Which should I claim, ESA or Universal Credit?

It depends on your National Insurance record and your household income and savings. If you have paid enough National Insurance recently you can claim New Style ESA, which ignores savings and a partner's income. If you have a low household income or no recent National Insurance, Universal Credit is usually the route. Many people claim New Style ESA and top up with Universal Credit. Check both on GOV.UK or with Citizens Advice before deciding.

Is income-related ESA still available?

No new claims for income-related ESA are accepted. It is one of the legacy benefits being replaced by Universal Credit through managed migration. If you still receive income-related ESA you will eventually get a Migration Notice asking you to move to Universal Credit by a deadline. New Style ESA, the contribution-based version, is still open to new claims.

Do I have to do a Work Capability Assessment for both?

Usually only one assessment is needed. The Work Capability Assessment looks at your limited capability for work, and a decision made for one benefit normally carries across. If you are placed in the Support Group for New Style ESA, you should also be treated as having limited capability for work-related activity (LCWRA) for Universal Credit, and vice versa, so you are not assessed twice for the same thing.

What is the difference between the Support Group and LCWRA?

They are the same outcome under two benefit names. In ESA, the higher group is called the Support Group. In Universal Credit, it is called limited capability for work-related activity, or LCWRA. Both mean you are not expected to look for or prepare for work, and both attract a higher payment than the work-related activity group or limited capability for work.

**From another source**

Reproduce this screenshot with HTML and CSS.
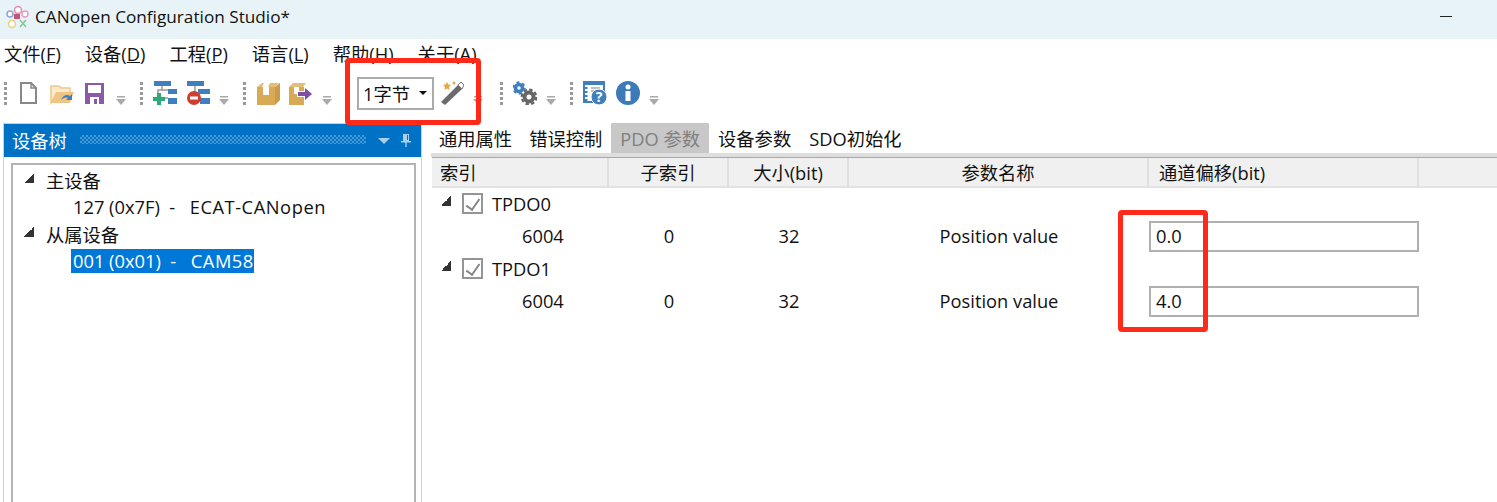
FILE: index.html
```html
<!DOCTYPE html>
<html lang="zh-CN">
<head>
    <meta charset="UTF-8">
    <title>CANopen Configuration Studio</title>
    <link rel="stylesheet" href="styles.css">
</head>
<body>
    <header class="titlebar">
        <svg class="app-logo" width="24" height="24" viewBox="0 0 24 24">
            <circle cx="13" cy="5" r="3.5" fill="#fff" stroke="#e58aa8" stroke-width="1.5"/>
            <circle cx="20" cy="9" r="3" fill="#fff" stroke="#e8a0c0" stroke-width="1.5"/>
            <circle cx="5" cy="9" r="3" fill="#fff" stroke="#8ea6dc" stroke-width="1.5"/>
            <circle cx="7" cy="19" r="3.5" fill="#fff" stroke="#ecd27a" stroke-width="1.5"/>
            <path d="M15 15l6 7M21 15l-6 7" stroke="#8cc79a" stroke-width="1.6"/>
            <rect x="9" y="9" width="6" height="5" fill="#c0567c"/>
        </svg>
        <span class="app-title">CANopen Configuration Studio*</span>
        <span class="minimize"></span>
    </header>

    <nav class="menubar">
        <span>文件(<u>F</u>)</span>
        <span>设备(<u>D</u>)</span>
        <span>工程(<u>P</u>)</span>
        <span>语言(<u>L</u>)</span>
        <span>帮助(<u>H</u>)</span>
        <span>关于(<u>A</u>)</span>
    </nav>

    <div class="toolbar">
        <div class="tool-group">
            <i class="grip"></i>
            <svg class="tool" viewBox="0 0 24 24"><path d="M4 2h10l5 5v15H4z" fill="#fff" stroke="#888" stroke-width="2"/><path d="M14 2v5h5" fill="none" stroke="#888" stroke-width="1.5"/></svg>
            <svg class="tool" viewBox="0 0 24 24"><path d="M1 22V5h8l2 2h9v5H7L1 22z" fill="#fbeacb" stroke="#eec68a" stroke-width="1.5"/><path d="M1 22l5-11h18l-4 11z" fill="#f0c584"/><path d="M11 19c2-5 6-6 9-4l2-2v6h-6l2-2c-2-1-5 0-7 2z" fill="#3f80bd"/></svg>
            <svg class="tool" viewBox="0 0 24 24"><path d="M2 2h19v21H2z" fill="#8a59a8"/><rect x="5" y="4" width="13" height="8" fill="#fff"/><rect x="7" y="16" width="9" height="7" fill="#fff"/><rect x="11" y="18" width="3" height="5" fill="#8a59a8"/></svg>
            <svg class="drop" viewBox="0 0 10 10"><rect x="1" y="1" width="8" height="1.5" fill="#aaa"/><path d="M0 4h10l-5 6z" fill="#aaa"/></svg>
        </div>
        <div class="tool-group">
            <i class="grip"></i>
            <svg class="tool" viewBox="0 0 24 24"><rect x="1" y="0" width="17" height="5" fill="#3f7fbf"/><path d="M9 5v4H5v5" fill="none" stroke="#999" stroke-width="1.5"/><path d="M9 9h6M9 17h6" stroke="#999" stroke-width="1.5"/><rect x="15" y="8" width="9" height="5" fill="#3f7fbf"/><rect x="15" y="17" width="9" height="6" fill="#3f7fbf"/><path d="M6 12v12M0 18h12" stroke="#2fa87a" stroke-width="4"/></svg>
            <svg class="tool" viewBox="0 0 24 24"><rect x="1" y="0" width="17" height="5" fill="#3f7fbf"/><path d="M9 5v6" stroke="#999" stroke-width="1.5"/><rect x="12" y="8" width="12" height="5" fill="#3f7fbf"/><rect x="14" y="17" width="10" height="6" fill="#3f7fbf"/><circle cx="8" cy="17" r="7" fill="#cf3f30"/><rect x="4" y="15.5" width="8" height="3" fill="#fff"/></svg>
            <svg class="drop" viewBox="0 0 10 10"><rect x="1" y="1" width="8" height="1.5" fill="#aaa"/><path d="M0 4h10l-5 6z" fill="#aaa"/></svg>
        </div>
        <div class="tool-group">
            <i class="grip"></i>
            <svg class="tool" viewBox="0 0 24 24"><path d="M1 6l5-4h17l-4 4z" fill="#e4bd76"/><path d="M1 6h18v18H1z" fill="#d9aa55"/><path d="M19 6l5-4v17l-5 5z" fill="#c99a48"/><path d="M7 6v8h6V6z" fill="#fff"/><path d="M8 2h6l-2 4H6z" fill="#fff"/></svg>
            <svg class="tool" viewBox="0 0 24 24"><path d="M0 6l4-4h13l-3 4z" fill="#e4bd76"/><path d="M0 6h15v18H0z" fill="#d9aa55"/><path d="M5 6v7h5V6z" fill="#fff"/><path d="M8 10h7V5l9 8-9 8v-5H8z" fill="#fff"/><path d="M9 11h7V7l7 6-7 6v-4H9z" fill="#7f4fa6"/></svg>
            <svg class="drop" viewBox="0 0 10 10"><rect x="1" y="1" width="8" height="1.5" fill="#aaa"/><path d="M0 4h10l-5 6z" fill="#aaa"/></svg>
        </div>
        <div class="tool-group group-combo">
            <div class="combo"><span>1字节</span><b class="combo-caret"></b></div>
            <svg class="tool" viewBox="0 0 24 24"><path d="M1 21L18 4l4 4L5 24z" fill="#6a6a6a"/><path d="M18 4l3-3 3 3-2 4z" fill="#fff" stroke="#777"/><path d="M7 1l1.400 2.600L11 4 9 6l.4 3L7 7.600 4.600 9 5 6 3 4l2.600-.4z" fill="#e8a83c"/><circle cx="14" cy="2" r="1.500" fill="#e8a83c"/></svg>
            <svg class="drop" viewBox="0 0 10 10"><rect x="1" y="1" width="8" height="1.5" fill="#aaa"/><path d="M0 4h10l-5 6z" fill="#aaa"/></svg>
        </div>
        <div class="tool-group group-gear">
            <i class="grip"></i>
            <svg class="tool" viewBox="0 0 24 24"><circle cx="6" cy="7" r="3.500" fill="none" stroke="#3f7fbf" stroke-width="3.500"/><circle cx="6" cy="7" r="5.800" fill="none" stroke="#3f7fbf" stroke-width="1.800" stroke-dasharray="3 3"/><circle cx="16" cy="16" r="4.500" fill="none" stroke="#666" stroke-width="4"/><circle cx="16" cy="16" r="7.300" fill="none" stroke="#666" stroke-width="2.200" stroke-dasharray="3.500 2.230"/></svg>
            <svg class="drop" viewBox="0 0 10 10"><rect x="1" y="1" width="8" height="1.5" fill="#aaa"/><path d="M0 4h10l-5 6z" fill="#aaa"/></svg>
        </div>
        <div class="tool-group">
            <i class="grip"></i>
            <svg class="tool" viewBox="0 0 24 24"><path d="M1 1h20v20H1z" fill="#fff" stroke="#3f7fbf" stroke-width="2"/><rect x="0" y="0" width="22" height="4" fill="#3f7fbf"/><path d="M3 6v15" stroke="#3f7fbf" stroke-width="3" stroke-dasharray="2 2"/><path d="M8 7h9M8 10h6" stroke="#aaa" stroke-width="1.500"/><circle cx="16" cy="16" r="8" fill="#3f7fbf" stroke="#fff"/><text class="help-mark" x="16" y="21" text-anchor="middle">?</text></svg>
            <svg class="tool" viewBox="0 0 24 24"><circle cx="12" cy="12" r="12" fill="#3d7ab8"/><circle cx="12" cy="6" r="2.500" fill="#fff"/><rect x="9.500" y="10" width="5" height="10" fill="#fff"/></svg>
            <svg class="drop" viewBox="0 0 10 10"><rect x="1" y="1" width="8" height="1.5" fill="#aaa"/><path d="M0 4h10l-5 6z" fill="#aaa"/></svg>
        </div>
    </div>

    <main class="workspace">
        <section class="tree-panel">
            <div class="panel-head">
                <span class="panel-title">设备树</span>
                <i class="panel-dots"></i>
                <b class="panel-caret"></b>
                <svg class="panel-pin" width="10" height="14" viewBox="0 0 10 14"><path d="M2 1h6v7H2zM0 8h10v1.500H0zM4.300 9.500h1.400V14H4.300z" fill="#a9cfee"/><rect x="6" y="2" width="1" height="5" fill="#0072c6"/></svg>
            </div>
            <div class="tree-box">
                <div class="tree-row"><b class="expander"></b><span>主设备</span></div>
                <div class="tree-row tree-leaf"><span>127 (0x7F)&nbsp;&nbsp;-&nbsp;&nbsp;<span class="node-name">ECAT-CANopen</span></span></div>
                <div class="tree-row"><b class="expander"></b><span>从属设备</span></div>
                <div class="tree-row tree-leaf"><span class="selected">001 (0x01)&nbsp;&nbsp;-&nbsp;&nbsp;<span class="node-name">CAM58</span></span></div>
            </div>
        </section>

        <section class="detail-panel">
            <div class="tabs">
                <span class="tab">通用属性</span>
                <span class="tab">错误控制</span>
                <span class="tab tab-active">PDO 参数</span>
                <span class="tab">设备参数</span>
                <span class="tab">SDO初始化</span>
            </div>
            <div class="grid-head">
                <span class="cell-index">索引</span>
                <span>子索引</span>
                <span>大小(bit)</span>
                <span>参数名称</span>
                <span class="cell-offset">通道偏移(bit)</span>
                <span></span>
            </div>
            <div class="grid-row">
                <div class="group-name"><b class="expander"></b><i class="check"></i>TPDO0</div>
            </div>
            <div class="grid-row">
                <span class="row-index">6004</span><span>0</span><span>32</span><span>Position value</span>
                <div class="offset-box">0.0</div>
            </div>
            <div class="grid-row">
                <div class="group-name"><b class="expander"></b><i class="check"></i>TPDO1</div>
            </div>
            <div class="grid-row">
                <span class="row-index">6004</span><span>0</span><span>32</span><span>Position value</span>
                <div class="offset-box">4.0</div>
            </div>
        </section>
    </main>

    <div class="mark mark-combo"></div>
    <div class="mark mark-offset"></div>
</body>
</html>
```

FILE: styles.css
```css
* {
    box-sizing: border-box;
}
html, body {
    margin: 0;
    height: 502px;
    overflow: hidden;
}
body {
    position: relative;
    font-family: "Open Sans", "Noto Sans CJK SC", sans-serif;
    font-size: 18.3px;
    color: #111;
    background: #fff;
}

/* title bar */
.titlebar {
    display: flex;
    align-items: center;
    height: 39px;
    padding: 0 45px 6px 5px;
    background: #e8f3f7;
}
.app-logo {
    margin-right: 6px;
}
.app-title {
    flex: 1;
    font-size: 17.2px;
    padding-bottom: 1px;
}
.minimize {
    width: 12px;
    height: 1px;
    background: #222;
}

/* menu */
.menubar {
    display: flex;
    gap: 24px;
    height: 31px;
    padding: 0 0 4px 4px;
    align-items: center;
    white-space: nowrap;
}

/* toolbar */
.toolbar {
    display: flex;
    height: 53px;
    padding: 0 0 7px 5px;
    align-items: center;
}
.tool-group {
    display: flex;
    align-items: center;
    gap: 9px;
    margin-right: 15px;
}
.group-combo {
    margin-left: 10px;
    gap: 6px;
    margin-right: 18px;
}
.group-combo .drop {
    margin-left: 3px;
}
.grip {
    width: 3px;
    height: 23px;
    margin: 0 1px 0 -1px;
    background: repeating-linear-gradient(#999 0 3px, transparent 3px 5px);
}
.tool {
    width: 24px;
    height: 24px;
}
.drop {
    width: 10px;
    height: 10px;
    margin-top: 14px;
}
.help-mark {
    font-size: 14px;
    font-weight: 700;
    fill: #fff;
}
.combo {
    display: flex;
    align-items: center;
    justify-content: space-between;
    width: 77px;
    height: 33px;
    padding: 0 5px 0 4px;
    border: 2px solid #ababab;
}
.combo-caret {
    border: 4px solid transparent;
    border-top-color: #111;
    border-bottom: 0;
}

/* main area */
.workspace {
    display: flex;
    height: 379px;
}
.tree-panel {
    width: 419px;
    margin-left: 3px;
    border: 1px solid #d0d0d0;
    border-bottom: 0;
}
.panel-head {
    display: flex;
    align-items: center;
    height: 33px;
    padding: 0 10px 2px 8px;
    background: #0072c6;
    color: #fff;
}
.panel-title {
    width: 68px;
}
.panel-dots {
    flex: 1;
    height: 9px;
    background: repeating-conic-gradient(#4a9ad6 0 25%, transparent 0 50%) 0 0 / 4px 4px;
}
.panel-caret {
    margin: 2px 11px 0 12px;
    border: 6px solid transparent;
    border-top-color: #a9cfee;
    border-bottom: 0;
}
.tree-box {
    height: 339px;
    margin: 6px 5px 0 7px;
    border: 2px solid #b4b4b4;
    border-bottom: 0;
    padding-top: 1px;
}
.tree-row {
    display: flex;
    align-items: center;
    height: 27px;
    padding-left: 11px;
}
.tree-row .expander {
    margin-right: 12px;
}
.tree-leaf {
    padding-left: 60px;
}
.node-name {
    margin-left: 5px;
    letter-spacing: 0.55px;
}
.selected {
    padding: 0 0 0 2px;
    margin-left: -2px;
    background: #0078d7;
    color: #fff;
    line-height: 24px;
}
.expander {
    width: 10px;
    height: 10px;
    margin-top: -4px;
    background: linear-gradient(135deg, transparent 50%, #333 50%);
}

/* detail side */
.detail-panel {
    margin-left: 10px;
    flex: 1;
}
.tabs {
    display: flex;
    height: 34px;
    margin-left: -1px;
    padding-left: 0;
    border-bottom: 4px solid #dedede;
}
.tab {
    padding: 0 9px;
    height: 30px;
    line-height: 31px;
    white-space: nowrap;
}
.tab:first-child {
    padding-right: 8px;
    margin-left: -1px;
}
.tab-active {
    background: #c8c8c8;
    color: #808080;
}
.grid-head, .grid-row {
    display: grid;
    grid-template-columns: 177px 120px 120px 300px 270px 1fr;
    align-items: center;
    text-align: center;
}
.grid-head {
    height: 31px;
    background: #f0f0f0;
    border-top: 1px solid #a8a8a8;
    border-bottom: 2px solid #e3e3e3;
}
.grid-head span {
    height: 100%;
    line-height: 30px;
    border-right: 2px solid #e0e0e0;
}
.grid-head span:last-child {
    border-right: 0;
}
.grid-head .cell-index, .grid-head .cell-offset {
    text-align: left;
}
.cell-index {
    padding-left: 8px;
}
.cell-offset {
    padding-left: 10px;
}
.grid-row {
    height: 32.5px;
    padding-bottom: 2px;
}
.grid-row > span {
    margin-bottom: 2px;
}
.row-index {
    padding-left: 90px;
    text-align: left;
}
.group-name {
    grid-column: 1 / -1;
    display: flex;
    align-items: center;
    padding-left: 9px;
}
.check {
    position: relative;
    width: 21px;
    height: 21px;
    margin: 0 9px 0 11px;
    border: 2px solid #959595;
    background: #fff;
}
.check::after {
    content: "";
    position: absolute;
    left: 5px;
    top: 1px;
    width: 6px;
    height: 12px;
    border: solid #868686;
    border-width: 0 2.5px 2.5px 0;
    transform: rotate(35deg);
}
.offset-box {
    height: 31px;
    line-height: 26px;
    padding-left: 5px;
    text-align: left;
    border: 2px solid #b0b0b0;
}

/* red marks drawn over the screenshot */
.mark {
    position: absolute;
    border: 5px solid #ff2a1a;
    border-radius: 4px;
}
.mark-combo {
    left: 345px;
    top: 58px;
    width: 136px;
    height: 67px;
}
.mark-offset {
    left: 1118px;
    top: 210px;
    width: 90px;
    height: 122px;
}
```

Will moving to Universal Credit leave me worse off?

Not necessarily. Some people are better off on Universal Credit and some receive transitional protection so they are no worse off at the point of moving across under managed migration. Before making a voluntary switch from income-related ESA to Universal Credit, get a benefit check from Citizens Advice, because a voluntary move may not carry transitional protection and is hard to reverse.